#### Exercise prompt:
Collect all the lines that mention the word "draws".

#### Records to process:

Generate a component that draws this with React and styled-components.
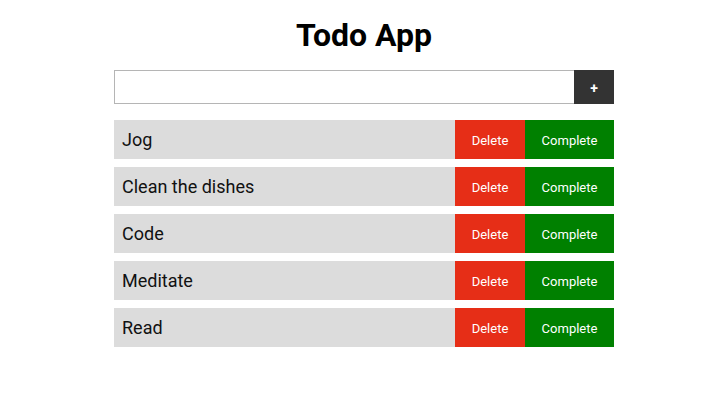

...

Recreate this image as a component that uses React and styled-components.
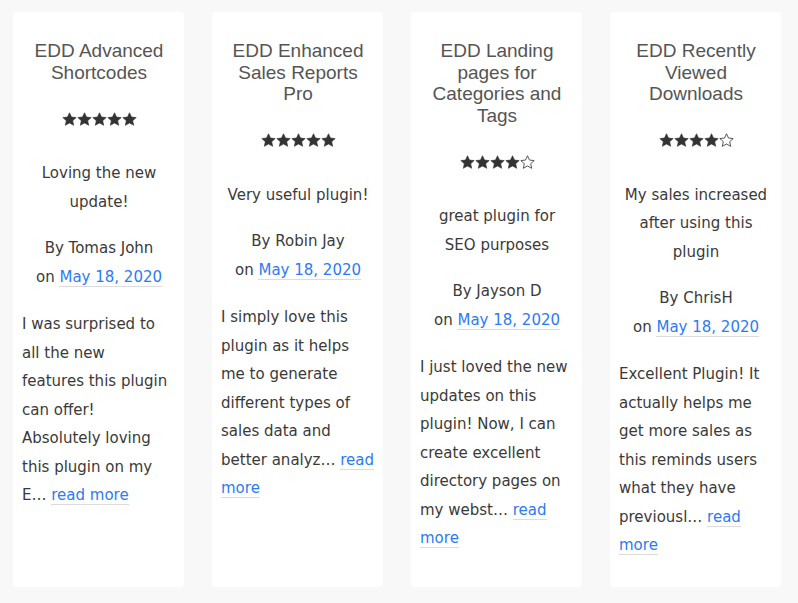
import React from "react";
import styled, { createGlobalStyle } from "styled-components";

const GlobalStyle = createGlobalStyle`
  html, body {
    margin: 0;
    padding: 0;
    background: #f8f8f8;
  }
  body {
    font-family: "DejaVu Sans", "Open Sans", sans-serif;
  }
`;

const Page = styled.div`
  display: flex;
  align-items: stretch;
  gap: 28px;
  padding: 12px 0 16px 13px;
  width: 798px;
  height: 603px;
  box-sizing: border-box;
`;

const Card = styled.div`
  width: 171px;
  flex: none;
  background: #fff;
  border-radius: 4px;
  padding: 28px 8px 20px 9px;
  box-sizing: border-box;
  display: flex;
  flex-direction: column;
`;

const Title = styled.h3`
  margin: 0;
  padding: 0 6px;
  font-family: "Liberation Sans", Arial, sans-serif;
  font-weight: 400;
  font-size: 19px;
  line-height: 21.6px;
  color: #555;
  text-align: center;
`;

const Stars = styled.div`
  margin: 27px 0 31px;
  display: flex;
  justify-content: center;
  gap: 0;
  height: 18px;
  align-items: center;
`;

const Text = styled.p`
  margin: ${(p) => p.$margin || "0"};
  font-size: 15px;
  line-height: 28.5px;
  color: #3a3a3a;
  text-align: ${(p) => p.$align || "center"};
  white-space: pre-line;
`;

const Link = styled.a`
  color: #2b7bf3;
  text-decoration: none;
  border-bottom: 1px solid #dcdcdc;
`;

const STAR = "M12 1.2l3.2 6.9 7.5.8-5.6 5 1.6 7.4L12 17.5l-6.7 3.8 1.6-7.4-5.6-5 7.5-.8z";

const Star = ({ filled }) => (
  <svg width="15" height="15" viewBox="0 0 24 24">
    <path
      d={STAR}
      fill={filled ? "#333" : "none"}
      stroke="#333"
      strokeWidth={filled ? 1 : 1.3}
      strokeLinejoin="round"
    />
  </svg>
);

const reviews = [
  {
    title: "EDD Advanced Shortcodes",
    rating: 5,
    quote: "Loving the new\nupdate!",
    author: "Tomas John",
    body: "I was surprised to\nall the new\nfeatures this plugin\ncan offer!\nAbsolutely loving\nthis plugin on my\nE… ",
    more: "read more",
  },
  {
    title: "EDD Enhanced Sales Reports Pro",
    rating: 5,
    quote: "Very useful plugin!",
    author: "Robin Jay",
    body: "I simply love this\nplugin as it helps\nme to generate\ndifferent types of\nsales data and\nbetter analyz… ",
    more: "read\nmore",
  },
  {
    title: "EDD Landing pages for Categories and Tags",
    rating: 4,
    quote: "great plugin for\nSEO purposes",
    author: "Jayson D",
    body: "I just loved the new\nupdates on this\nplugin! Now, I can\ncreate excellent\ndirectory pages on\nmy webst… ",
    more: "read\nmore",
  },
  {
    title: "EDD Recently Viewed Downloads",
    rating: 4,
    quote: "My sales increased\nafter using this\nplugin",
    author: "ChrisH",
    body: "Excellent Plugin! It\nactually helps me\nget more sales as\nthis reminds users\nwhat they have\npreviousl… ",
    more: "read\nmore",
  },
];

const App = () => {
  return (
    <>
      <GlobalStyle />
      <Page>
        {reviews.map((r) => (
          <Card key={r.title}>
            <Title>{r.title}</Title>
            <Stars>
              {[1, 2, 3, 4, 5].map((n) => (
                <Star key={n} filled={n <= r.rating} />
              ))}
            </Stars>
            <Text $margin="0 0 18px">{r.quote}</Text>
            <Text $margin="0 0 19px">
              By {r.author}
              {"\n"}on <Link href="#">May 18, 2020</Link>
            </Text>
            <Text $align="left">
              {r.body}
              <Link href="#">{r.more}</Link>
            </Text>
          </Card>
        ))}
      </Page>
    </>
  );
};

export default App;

==

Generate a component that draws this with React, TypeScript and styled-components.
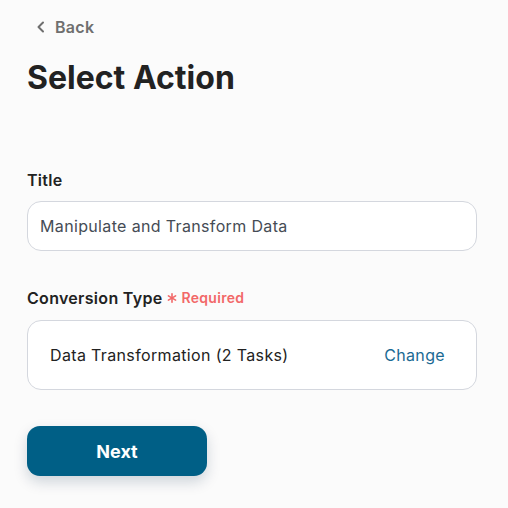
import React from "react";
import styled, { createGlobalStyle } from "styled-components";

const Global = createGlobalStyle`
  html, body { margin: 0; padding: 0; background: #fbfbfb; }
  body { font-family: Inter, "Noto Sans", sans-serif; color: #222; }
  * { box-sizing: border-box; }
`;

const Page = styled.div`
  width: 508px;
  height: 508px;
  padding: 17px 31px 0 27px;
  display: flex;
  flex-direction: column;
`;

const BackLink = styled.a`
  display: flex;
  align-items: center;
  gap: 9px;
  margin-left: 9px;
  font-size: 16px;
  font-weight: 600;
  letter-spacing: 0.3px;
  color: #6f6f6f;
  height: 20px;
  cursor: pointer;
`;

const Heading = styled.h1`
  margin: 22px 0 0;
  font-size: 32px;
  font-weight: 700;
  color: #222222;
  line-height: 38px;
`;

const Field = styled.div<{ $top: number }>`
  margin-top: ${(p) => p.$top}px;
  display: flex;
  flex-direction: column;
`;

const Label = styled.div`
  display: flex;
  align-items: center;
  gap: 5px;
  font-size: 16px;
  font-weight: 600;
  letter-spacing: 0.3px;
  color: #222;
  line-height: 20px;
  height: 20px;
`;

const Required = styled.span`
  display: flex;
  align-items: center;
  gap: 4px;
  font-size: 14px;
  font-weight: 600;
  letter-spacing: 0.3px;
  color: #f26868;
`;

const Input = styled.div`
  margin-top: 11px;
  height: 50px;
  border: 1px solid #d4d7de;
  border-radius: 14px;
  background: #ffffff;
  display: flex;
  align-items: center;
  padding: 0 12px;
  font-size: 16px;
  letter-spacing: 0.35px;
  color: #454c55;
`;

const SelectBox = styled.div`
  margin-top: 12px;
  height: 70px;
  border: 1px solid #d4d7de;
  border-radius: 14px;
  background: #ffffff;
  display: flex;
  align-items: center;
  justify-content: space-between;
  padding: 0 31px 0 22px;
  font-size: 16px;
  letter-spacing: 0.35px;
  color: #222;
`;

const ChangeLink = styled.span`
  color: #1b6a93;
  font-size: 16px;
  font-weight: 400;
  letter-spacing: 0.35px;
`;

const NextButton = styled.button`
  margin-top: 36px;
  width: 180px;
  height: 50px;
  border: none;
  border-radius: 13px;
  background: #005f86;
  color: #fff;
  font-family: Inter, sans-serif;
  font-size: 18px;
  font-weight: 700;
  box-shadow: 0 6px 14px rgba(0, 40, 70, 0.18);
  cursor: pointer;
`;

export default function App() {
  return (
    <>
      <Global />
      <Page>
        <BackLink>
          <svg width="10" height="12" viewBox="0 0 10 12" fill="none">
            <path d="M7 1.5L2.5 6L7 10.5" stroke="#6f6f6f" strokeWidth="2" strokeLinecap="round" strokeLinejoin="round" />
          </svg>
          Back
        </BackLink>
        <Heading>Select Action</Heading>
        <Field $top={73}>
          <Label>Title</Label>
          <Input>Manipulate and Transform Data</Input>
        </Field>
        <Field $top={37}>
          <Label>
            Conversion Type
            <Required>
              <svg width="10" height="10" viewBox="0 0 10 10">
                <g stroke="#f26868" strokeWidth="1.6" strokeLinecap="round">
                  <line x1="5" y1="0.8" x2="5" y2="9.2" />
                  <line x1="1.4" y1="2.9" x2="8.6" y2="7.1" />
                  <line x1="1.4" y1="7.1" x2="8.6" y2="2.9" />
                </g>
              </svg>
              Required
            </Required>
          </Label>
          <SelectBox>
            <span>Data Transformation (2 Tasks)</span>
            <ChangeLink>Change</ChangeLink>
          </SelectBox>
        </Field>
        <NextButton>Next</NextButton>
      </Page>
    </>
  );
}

#### Exercise solution:
Generate a component that draws this with React and styled-components.
Generate a component that draws this with React, TypeScript and styled-components.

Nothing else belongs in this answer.